Description: Trace the activities of an external application
Copyright: 2014-2022 Fabio Castelli (Muflone) muflone@muflone.com
License: GPL-3+
Source code: https://github.com/muflone/gptrace/
Documentation: http://www.muflone.com/gptrace/
Translations: https://explore.transifex.com/muflone/gptrace/
gpTrace can be used as an application debugger to discover what activities an application does, which files accesses (or tries to use in the case they miss), how many external processes are called and what arguments those processes were using.
From the gpTrace main window you choose an executable file, click the button Start and let the external program execute.
In the Activities tab you'll see the system calls were made and you can filter what to see or what you prefer to ignore to better undestand what the external program is doing.
In the Counts tab you'll see how many calls are made for each system call.
In the Files tab you'll the files the external program used or tried to use. If you want to see only the existing files and ignore what files the process has not found you can configure in the upper righe options menu.

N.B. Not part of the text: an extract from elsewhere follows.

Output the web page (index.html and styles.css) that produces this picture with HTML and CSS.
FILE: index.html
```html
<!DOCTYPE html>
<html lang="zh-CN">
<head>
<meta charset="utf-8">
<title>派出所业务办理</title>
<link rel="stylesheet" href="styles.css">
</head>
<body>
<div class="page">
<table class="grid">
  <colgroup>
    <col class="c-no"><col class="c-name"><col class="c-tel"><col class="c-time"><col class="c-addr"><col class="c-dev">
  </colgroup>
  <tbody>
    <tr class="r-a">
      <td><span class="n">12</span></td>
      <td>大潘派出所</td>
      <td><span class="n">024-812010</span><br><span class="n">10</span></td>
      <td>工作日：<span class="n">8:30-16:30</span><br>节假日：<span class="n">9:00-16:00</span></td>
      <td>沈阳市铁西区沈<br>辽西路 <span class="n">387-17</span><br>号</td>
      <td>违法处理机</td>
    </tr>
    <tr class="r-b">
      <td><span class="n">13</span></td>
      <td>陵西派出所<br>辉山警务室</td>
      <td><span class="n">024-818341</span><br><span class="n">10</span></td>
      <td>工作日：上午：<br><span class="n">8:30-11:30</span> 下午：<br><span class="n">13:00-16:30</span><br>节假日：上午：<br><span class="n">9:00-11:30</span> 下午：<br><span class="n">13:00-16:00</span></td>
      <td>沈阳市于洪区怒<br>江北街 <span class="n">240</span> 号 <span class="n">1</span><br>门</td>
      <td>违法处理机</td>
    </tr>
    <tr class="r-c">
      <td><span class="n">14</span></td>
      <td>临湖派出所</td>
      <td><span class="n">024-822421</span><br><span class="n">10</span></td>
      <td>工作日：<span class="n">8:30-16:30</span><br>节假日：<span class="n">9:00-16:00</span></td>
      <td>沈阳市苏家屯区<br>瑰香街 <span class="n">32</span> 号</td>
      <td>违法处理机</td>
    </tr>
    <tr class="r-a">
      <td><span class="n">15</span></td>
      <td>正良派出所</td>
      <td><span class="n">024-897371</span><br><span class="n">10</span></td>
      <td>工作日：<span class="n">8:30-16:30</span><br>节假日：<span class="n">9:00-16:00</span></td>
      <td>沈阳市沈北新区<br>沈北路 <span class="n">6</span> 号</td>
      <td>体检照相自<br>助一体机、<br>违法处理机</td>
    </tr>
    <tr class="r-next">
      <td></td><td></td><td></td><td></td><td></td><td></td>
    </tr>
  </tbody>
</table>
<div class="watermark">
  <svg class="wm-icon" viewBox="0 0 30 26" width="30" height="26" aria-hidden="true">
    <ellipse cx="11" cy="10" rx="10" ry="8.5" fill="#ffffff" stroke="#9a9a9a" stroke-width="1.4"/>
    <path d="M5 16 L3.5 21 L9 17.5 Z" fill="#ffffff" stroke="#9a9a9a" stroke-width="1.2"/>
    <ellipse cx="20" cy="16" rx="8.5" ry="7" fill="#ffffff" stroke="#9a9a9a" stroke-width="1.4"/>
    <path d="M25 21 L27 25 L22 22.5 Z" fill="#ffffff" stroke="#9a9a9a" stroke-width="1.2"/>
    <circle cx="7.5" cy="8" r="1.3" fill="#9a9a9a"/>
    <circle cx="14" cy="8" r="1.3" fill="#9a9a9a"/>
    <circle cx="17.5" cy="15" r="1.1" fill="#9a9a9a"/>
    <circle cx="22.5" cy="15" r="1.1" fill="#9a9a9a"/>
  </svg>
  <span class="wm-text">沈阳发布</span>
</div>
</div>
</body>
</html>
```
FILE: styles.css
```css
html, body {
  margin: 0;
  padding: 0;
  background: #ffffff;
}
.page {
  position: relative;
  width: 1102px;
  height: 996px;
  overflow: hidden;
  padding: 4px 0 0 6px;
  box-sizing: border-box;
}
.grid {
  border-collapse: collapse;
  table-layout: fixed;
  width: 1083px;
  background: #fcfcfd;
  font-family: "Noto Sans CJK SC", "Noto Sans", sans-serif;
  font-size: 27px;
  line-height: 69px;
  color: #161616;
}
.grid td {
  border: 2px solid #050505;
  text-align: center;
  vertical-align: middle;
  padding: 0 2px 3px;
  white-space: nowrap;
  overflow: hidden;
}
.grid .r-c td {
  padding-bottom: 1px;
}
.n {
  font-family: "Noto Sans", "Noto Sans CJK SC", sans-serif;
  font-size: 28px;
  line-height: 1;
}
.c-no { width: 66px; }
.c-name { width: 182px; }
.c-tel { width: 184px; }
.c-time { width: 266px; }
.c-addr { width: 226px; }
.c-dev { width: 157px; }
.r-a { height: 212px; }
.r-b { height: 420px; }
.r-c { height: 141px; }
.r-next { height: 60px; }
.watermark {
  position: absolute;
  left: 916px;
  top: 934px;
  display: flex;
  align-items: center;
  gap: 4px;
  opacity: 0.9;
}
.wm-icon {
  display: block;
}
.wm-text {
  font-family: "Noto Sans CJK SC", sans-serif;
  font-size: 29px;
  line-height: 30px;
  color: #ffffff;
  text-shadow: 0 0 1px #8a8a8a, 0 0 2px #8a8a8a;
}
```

In the Processes tab you'll the external processes were called from your application, along with their information and command line arguments.
From the upper right button you can configure the program options. Some options are also available clicking the mouse right button on the results list.
gpTrace uses a Python library called ptrace which, at the actual stage, results unstable and sometimes unreliable, therefore you are warned the called external program can fail, break, stop, hung or result unbearably slow.
In particular the opening and the closing processes are very delicate and sometimes a crash could happen when you start an application or when you close a running application.
If gpTrace hangs please kill the application using a process manager or the terminal command kill.
- Python >= 3.6 (developed and tested for Python 3.9 and 3.10)
- XDG library for Python 3 ( https://pypi.org/project/pyxdg/ )
- GTK+ 3.0 libraries for Python 3
- GObject libraries for Python 3 ( https://pypi.org/project/PyGObject/ )
- PTrace library for Python 3 ( https://pypi.org/project/python-ptrace/ )
A distutils installation script is available to install from the sources.
To install in your system please use:
cd /path/to/folder
python setup.py install
To install the files in another path instead of the standard /usr prefix use:
cd /path/to/folder
python setup.py install --root NEW_PATH
If the application is not installed please use:
cd /path/to/folder
python gptrace.py
If the application was installed simply use the gptrace command.